Wednesday 1 July 2009
Political Fraud; the Story of the People's Convention
The so-called People's Convention was set up after the outbreak of the Second World War, supposedly on the initiative of the Hammersmith Trade. In reality the initiative came from the Kremiln during the time of the Nazi-Soviet pact, the honeymoon of the odd couple. Loyal Communists were instructed to denounce the struggle with Germany as an 'imperialist war', hence the need for bogus front organisations like the People's Convention.

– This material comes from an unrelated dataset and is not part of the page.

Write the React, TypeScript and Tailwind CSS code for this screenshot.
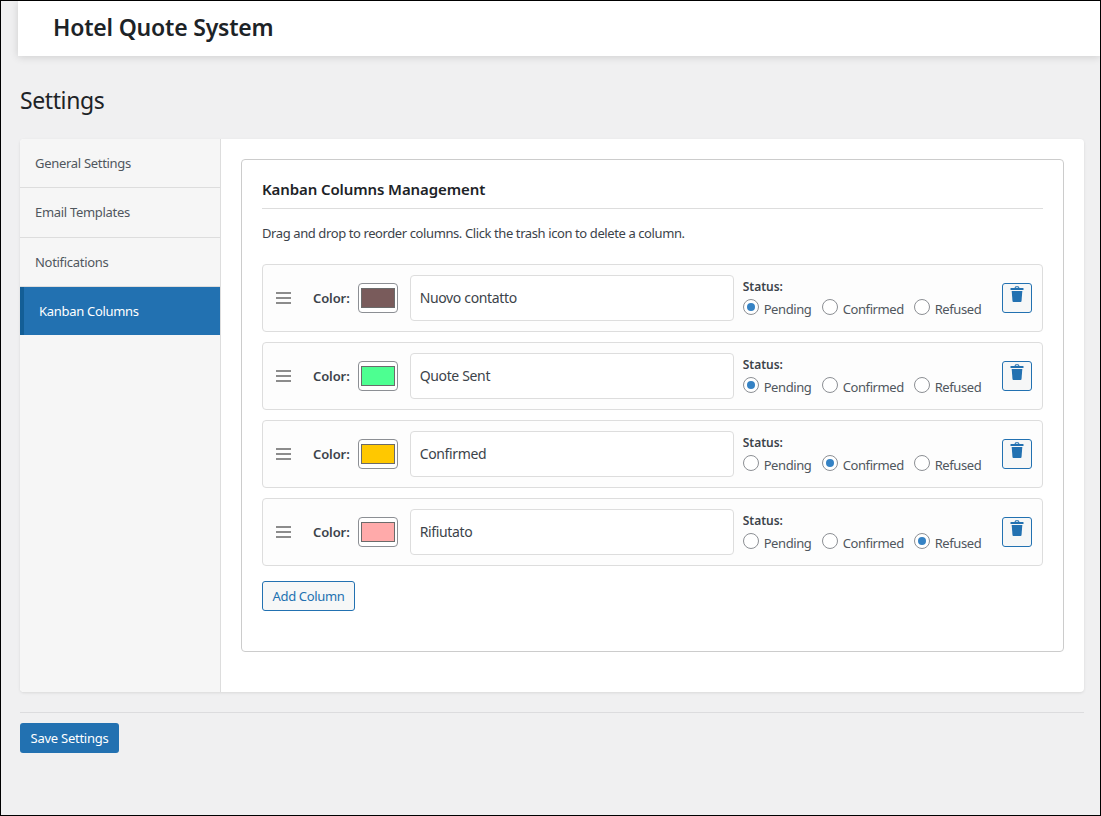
import React from 'react';

interface Column {
    name: string;
    color: string;
    status: 'Pending' | 'Confirmed' | 'Refused';
}

const columns: Column[] = [
    { name: 'Nuovo contatto', color: 'bg-[#795b5b]', status: 'Pending' },
    { name: 'Quote Sent', color: 'bg-[#4dff91]', status: 'Pending' },
    { name: 'Confirmed', color: 'bg-[#ffc800]', status: 'Confirmed' },
    { name: 'Rifiutato', color: 'bg-[#ffaaaa]', status: 'Refused' },
];

const tabs = [
    { label: 'General Settings', height: 'h-[49px] pt-[2px]' },
    { label: 'Email Templates', height: 'h-[50px]' },
    { label: 'Notifications', height: 'h-[49px] pt-[2px]' },
];

function Radio({ label, checked, className }: { label: string; checked: boolean; className: string }) {
    return (
        <span className={`flex items-center ${className}`}>
            <span className="flex h-4 w-4 shrink-0 items-center justify-center rounded-full border border-[#8c8f94] bg-white">
                {checked && <span className="h-2 w-2 rounded-full bg-[#3582c4]" />}
            </span>
            <span className="ml-[5px] mt-1 text-[13px] leading-[18px] tracking-[-0.4px] text-[#50575e]">{label}</span>
        </span>
    );
}

function TrashIcon() {
    return (
        <svg width="14" height="16" viewBox="0 0 14 16" fill="#2271b1" className="mb-2">
            <path d="M4.6 2 C4.6 0.6 5.6 0.2 7 0.2 C8.4 0.2 9.4 0.6 9.4 2 L8.4 2 C8.4 1.4 7.9 1.2 7 1.2 C6.1 1.2 5.6 1.4 5.6 2 Z" />
            <rect x="0.5" y="2" width="13" height="2" rx="0.3" />
            <path d="M1.7 5 H12.3 L11.5 15.2 C11.4 15.8 11.1 16 10.6 16 H3.4 C2.9 16 2.6 15.8 2.5 15.2 Z" />
        </svg>
    );
}

function ColumnRow({ column }: { column: Column }) {
    return (
        <div className="flex h-[68px] items-center rounded-[4px] border border-[#dddddd] bg-[#fdfdfd] pl-[13px]">
            <span className="flex w-[15px] flex-col gap-[3px]">
                <span className="h-[2px] bg-[#8c8c8c]" />
                <span className="h-[2px] bg-[#8c8c8c]" />
                <span className="h-[2px] bg-[#8c8c8c]" />
            </span>
            <span className="ml-[22px] mt-[2px] text-[13px] font-semibold tracking-[-0.1px] text-[#3c434a]">Color:</span>
            <span className="ml-[8px] flex h-[30px] w-10 items-center justify-center rounded-[4px] border border-[#8c8f94] bg-white">
                <span className={`h-5 w-[34px] border border-[#6b6b6b] ${column.color}`} />
            </span>
            <input
                type="text"
                defaultValue={column.name}
                className="ml-3 h-[46px] w-[324px] rounded-[4px] border border-[#dddddd] bg-white px-[9px] pb-[2px] text-[14px] tracking-[-0.35px] text-[#3c434a] outline-none"
            />
            <div className="ml-[9px] flex w-[259px] flex-col">
                <span className="text-[12px] font-semibold leading-[16px] text-[#3c434a]">Status:</span>
                <div className="mt-[1px] flex">
                    <Radio label="Pending" checked={column.status === 'Pending'} className="w-[79px]" />
                    <Radio label="Confirmed" checked={column.status === 'Confirmed'} className="w-[92px]" />
                    <Radio label="Refused" checked={column.status === 'Refused'} className="w-[80px]" />
                </div>
            </div>
            <button className="flex h-[30px] w-[30px] items-center justify-center rounded-[3px] border border-[#2271b1] bg-[#f6f7f7]">
                <TrashIcon />
            </button>
        </div>
    );
}

export default function App() {
    return (
        <div className="h-[816px] w-[1101px] overflow-hidden border border-black bg-[#f0f0f1] font-['Noto_Sans',sans-serif]">
            <header className="ml-[17px] flex h-[55px] items-center bg-white pb-[2px] pl-[35px] shadow-[0_1px_8px_rgba(0,0,0,0.15)]">
                <h1 className="text-[23px] font-semibold tracking-[-0.2px] text-[#1d2327]">Hotel Quote System</h1>
            </header>

            <main className="pl-[19px] pr-[16px]">
                <h2 className="mt-[27px] text-[23px] font-normal leading-[34px] tracking-[-0.4px] text-[#1d2327]">Settings</h2>

                <div className="mt-[22px] flex h-[553px] overflow-hidden rounded-[4px] bg-white shadow-[0_1px_3px_rgba(0,0,0,0.1)]">
                    <nav className="w-[201px] shrink-0 border-r border-[#dddddd] bg-[#f6f6f6]">
                        {tabs.map((tab) => (
                            <div
                                key={tab.label}
                                className={`flex items-center border-b border-[#dddddd] pl-[15px] text-[13px] tracking-[-0.3px] text-[#50575e] ${tab.height}`}
                            >
                                {tab.label}
                            </div>
                        ))}
                        <div className="flex h-12 items-center border-l-4 border-[#135e96] bg-[#2271b1] pl-[15px] pt-[2px] text-[13px] tracking-[-0.3px] text-white">
                            Kanban Columns
                        </div>
                    </nav>

                    <section className="flex-1 p-5">
                        <div className="h-[493px] rounded-[4px] border border-[#cccccc] bg-white px-5 pt-5">
                            <h3 className="border-b border-[#dddddd] pb-[9px] text-[15px] font-semibold leading-[19px] tracking-[-0.1px] text-[#1d2327]">
                                Kanban Columns Management
                            </h3>
                            <p className="mt-[15px] text-[13px] leading-[18px] tracking-[-0.4px] text-[#3c434a]">
                                Drag and drop to reorder columns. Click the trash icon to delete a column.
                            </p>
                            <div className="mt-[22px] flex flex-col gap-[10px]">
                                {columns.map((column) => (
                                    <ColumnRow key={column.name} column={column} />
                                ))}
                            </div>
                            <button className="mt-[15px] h-[30px] w-[93px] rounded-[3px] border border-[#2271b1] bg-[#f6f7f7] pt-[2px] text-[13px] tracking-[-0.35px] text-[#2271b1]">
                                Add Column
                            </button>
                        </div>
                    </section>
                </div>

                <div className="mt-5 border-t border-[#dcdcde] pt-[10px]">
                    <button className="h-[30px] w-[99px] rounded-[3px] bg-[#2271b1] pt-[2px] text-[13px] tracking-[-0.25px] text-white">
                        Save Settings
                    </button>
                </div>
            </main>
        </div>
    );
}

It was all quite subtle, of course, in the usual Communist style. People were encouraged to join in support of initiatives like higher living standards or better bomb shelters. Once safely enrolled they discovered that the 'real enemy' was not Germany but Winston Churchill and those members of the Labour party who joined the wartime coalition. The best denunciation of the whole fraud came from George Orwell, Harold Laski and Victor Gollancz, who in 1940, under the auspices of the Left Book Club, publised Betrayal of the Left. In this Gollancz asked,
Can anyone carry self-delusion to the point of being able to read through the file of the Daily Worker [The Communist Party Newspaper] and still believe that this motive was any other than to weaken the will to resist? When, at the same time, you tell people that this is an unjust war, fought for no purpose but to increase the profits of the rich: when you jeer at any comment about the morale and heroism of the public and call it 'sunshine talk'; what possible purpose can you have but to stir up hatred of the government and hatred of the war, with the object of underminining the country's determination to stand up to Hitler?
The Convention, shameful as it was, attracted the support of some prominent intellectuals, including Raymond Williams and Eric Hobsbawm, who wrote a pamphlet defending the Soviet aggression against Finland, because Stalin was only seeking to defend Russia against an attack by 'British imperialists'!
You will find more information on the Convention in "All the Russians Love the Prussians", Chapter Eight of Nick Cohen's What's Left, an excellent expose of the moral cowardice of so much left-wing thought.